Policy Basics: Federal Payroll Taxes
Payroll Taxes Fund Social Security and Medicare
The two main federal payroll taxes levied on wages are known as Federal Insurance Contributions Act (FICA) taxes. Employees and employers both pay FICA taxes: employees usually have them withheld from their paychecks, while employers pay them in addition to any other taxes they owe. However, most economists agree that employees bear the true cost of employer payroll taxes in the form of lower wages. The two FICA taxes are:
- Social Security tax, also known as the Old-Age, Survivors, and Disability Insurance (OASDI) tax. It is levied at a rate of 12.4 percent (split evenly between employees and employers) up to a maximum amount of an employee’s wages ($137,700 in calendar year 2020). This wage cap is adjusted annually to take account of increases in average wages. The revenues go toward funding Social Security, which pays benefits to retirees, persons with disabilities, and survivors of deceased workers.

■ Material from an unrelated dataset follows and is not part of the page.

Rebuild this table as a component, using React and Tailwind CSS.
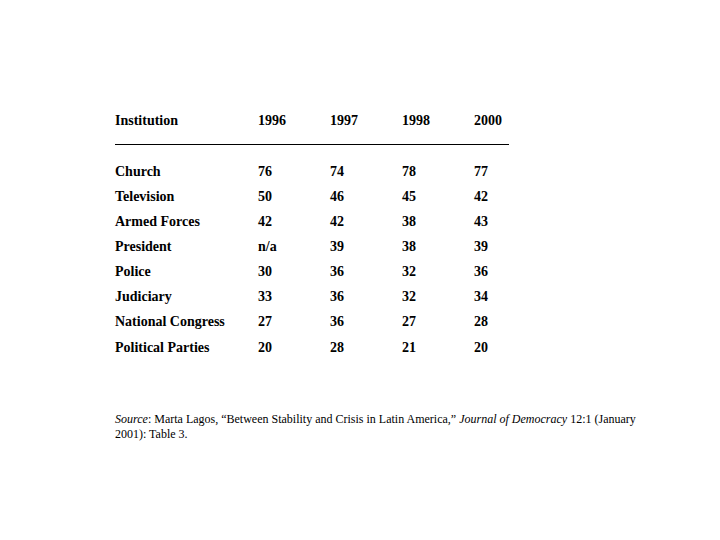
import React from "react";

const rows = [
  ["Church", "76", "74", "78", "77"],
  ["Television", "50", "46", "45", "42"],
  ["Armed Forces", "42", "42", "38", "43"],
  ["President", "n/a", "39", "38", "39"],
  ["Police", "30", "36", "32", "36"],
  ["Judiciary", "33", "36", "32", "34"],
  ["National Congress", "27", "36", "27", "28"],
  ["Political Parties", "20", "28", "21", "20"],
];

function Row({ cells, extra = "" }) {
  return (
    <div className={"grid grid-cols-[143px_72px_72px_72px_35px] h-[25px] items-center " + extra}>
      {cells.map((c, i) => (
        <div key={i} className="whitespace-nowrap">{c}</div>
      ))}
    </div>
  );
}

export default function App() {
  return (
    <div className="w-[720px] h-[540px] bg-white text-black overflow-hidden">
      <div className="pt-[108px] pl-[115px]">
        <div className="w-[394px] font-['Liberation_Serif',serif] font-bold text-[14px] leading-[25px]">
          <Row cells={["Institution", "1996", "1997", "1998", "2000"]} />
          <div className="mt-[11px] border-t border-black"></div>
          <div className="mt-[14px]">
            {rows.map((r, i) => (
              <Row key={i} cells={r} extra={i === rows.length - 1 ? "mt-[1px]" : ""} />
            ))}
          </div>
        </div>
        <div className="mt-[52px] w-[540px] font-['Liberation_Serif',serif] text-[12px] leading-[15px]">
          <span className="italic">Source</span>: Marta Lagos, “Between Stability and Crisis in Latin America,” <span className="italic">Journal of Democracy</span> 12:1 (January 2001): Table 3.
        </div>
      </div>
    </div>
  );
}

- Medicare tax, also known as the Medicare Hospital Insurance (HI) tax. It is levied at a rate of 2.9 percent of wages (split evenly between employees and employers); unlike the Social Security tax, there is no wage cap. Married filers’ earnings over $250,000 (and singles’ earnings over $200,000) are taxed at an additional 0.9 percent, for a total of 3.8 percent on this income. Revenues from the Medicare tax support the hospital insurance portion of Medicare. (There is a 3.8 percent tax on net investment income for high-income taxpayers as well, but it isn’t withheld through the payroll tax or reserved for the Medicare Hospital Insurance trust fund.)
People who work for themselves pay a self-employment tax — the Self Employment Contributions Act (SECA) tax — to fund Social Security and Medicare. These taxes are equivalent to FICA taxes; the same total rates and caps apply.
A third federal payroll tax is the Federal Unemployment Tax Act (FUTA) tax. Employers pay an effective rate of 0.6 percent on the first $7,000 of a worker’s wages, up to $42 per worker per year. The revenues mainly go toward financing the administration of state unemployment insurance programs. Each state collects an additional unemployment payroll tax to further finance unemployment benefits. (For more, see Introduction to Unemployment Insurance.)
Payroll Taxes Have Larger Impact on Lower-Income People
Payroll taxes are regressive: low- and moderate-income taxpayers pay more of their incomes in payroll tax than do high-income people, on average. The bottom fifth of households will pay an average of 6.9 percent of their incomes in payroll tax in 2020, according to Tax Policy Center estimates, while the top fifth will pay 5.9 percent and the top 1 percent of households will pay just 2.3 percent. These figures include the employer and employee shares of the payroll tax.
However, if one looks at the overall impact of Social Security, Medicare, and unemployment insurance — the benefits they provide as well as the taxes they collect — these programs are progressive. For instance, Social Security benefits represent a higher proportion of a worker’s previous earnings for workers at lower earnings levels; and while all Medicare beneficiaries are eligible for the same services, high-income beneficiaries pay more in Medicare taxes and premiums.